そろそろ、今回の記事の結論に入りましょう。

ここまで考えてきた内容をまとめます。

ここまでのまとめ
・マーケットインはいつも正しいわけではない (機能しないケースがある) 
・プロダクトアウトがうまくいく場合
・どうすればプロダクトアウトを成功させられるか

言いたいことは、マーケットインとプロダクトアウトの両方が重要ということです。

どちらか一方ではなく、2つの視点を持ちます。そして大事なのはプロダクトとマーケットをつなげることです。

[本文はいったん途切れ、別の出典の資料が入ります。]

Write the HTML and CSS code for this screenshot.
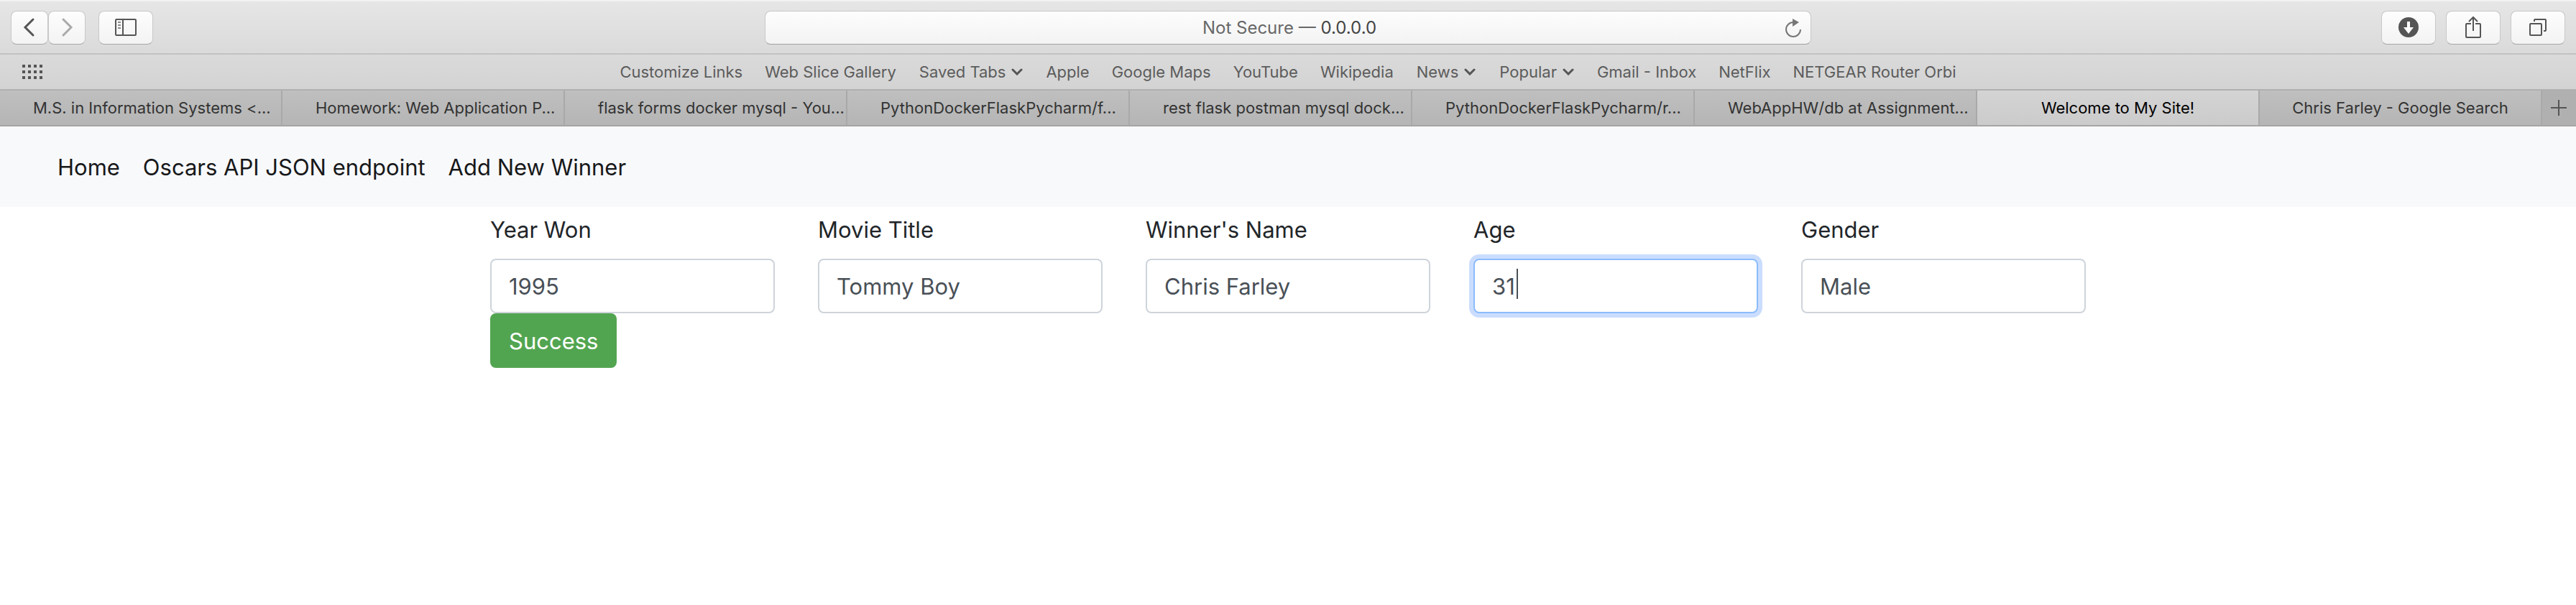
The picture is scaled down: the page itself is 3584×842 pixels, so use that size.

プロダクトアウトから入っても、マーケットインから始めても、最後は両方のアプローチを入れ 「Connecting the two」 を実現するのです。

まとめ

今回は、マーケティングの話でした。プロダクトアウトとマーケットインについて掘り下げたことを書きました。

最後に今回の記事のまとめです。

プロダクトアウトとマーケットイン
プロダクトアウト: 自分たちがつくりたいものを基準に商品開発をする
マーケットイン: 顧客の声やニーズから商品開発をする
マーケットインが機能しないのは、顧客が自分のニーズを明確にわかっていない場合。過去の延長ではなく、全く新しい商品・サービス、今までになかったユーザー体験が提供されるケース。
過去の延長上にはないユーザー体験を提供するには、プロダクトアウトが適している。消費者や顧客には見えていなくても、つくり手の側には見えている 「未来の当たり前」 を先回りして提示できるから。
プロダクトアウトかマーケットインのどちらで始めても、最後は両方のアプローチを入れる。提供する商品・サービスの特性や作り手の思いまで深く理解し、顧客を知り、両者をつなげる。